Monday 24 June 2013

German Europe by Ulrich Beck

This is a succinct and very thought provoking essay looking at the current and short to medium term future of the EU from a largely German perspective and that makes it particularly fascinating.

Beck expertly describes a Europe that is seeing Germany becoming increasingly central to it not just economically, but politically too. This is a role taken up by the Germans in many ways reluctantly but there is a schizophrenia to their approach as of course nothing- particularly where it concerns Europe- is ever simple.

One of the key aspects of the German approach that hadn't occurred to me before and to which I am grateful to this book for highlighting, is the fact that Germany is in fact using it's own re-unification template- when an impoverished and 'errant' European state [the GDR] was absorbed and put back on its feet through sound 'Bundesbank' logic- as one to apply to the indebted and almost bankrupt southern states of the EU. Germany clearly sees the same treatment will bring them into line.
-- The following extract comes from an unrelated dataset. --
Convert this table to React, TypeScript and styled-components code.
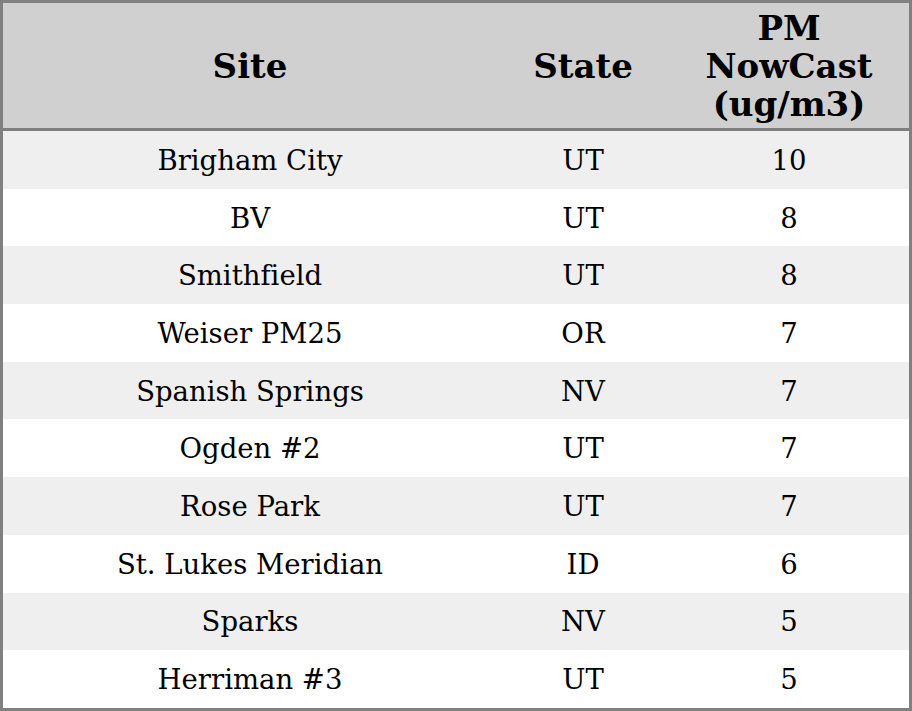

The fact that these nations are much bigger, more diverse and- obviously- not German, seems to be escaping consideration in their neoliberal socio-economic strategies.

This is all of course compounded by Merkel being the consummate example of the 21st century phenomenon of talking a lot but doing nothing- importantly not through indecision though, but through a deliberate policy of political inertia. This is perhaps one of the most fascinating political developments in western politics as a whole- the concept of on the surface pleasing everyone all of the time and underneath just doing nothing- and this great little book crystallises that phenomenon very successfully.

So if you want an up-to-date snapshot of the current state of affairs in the EU, this is well worth a read.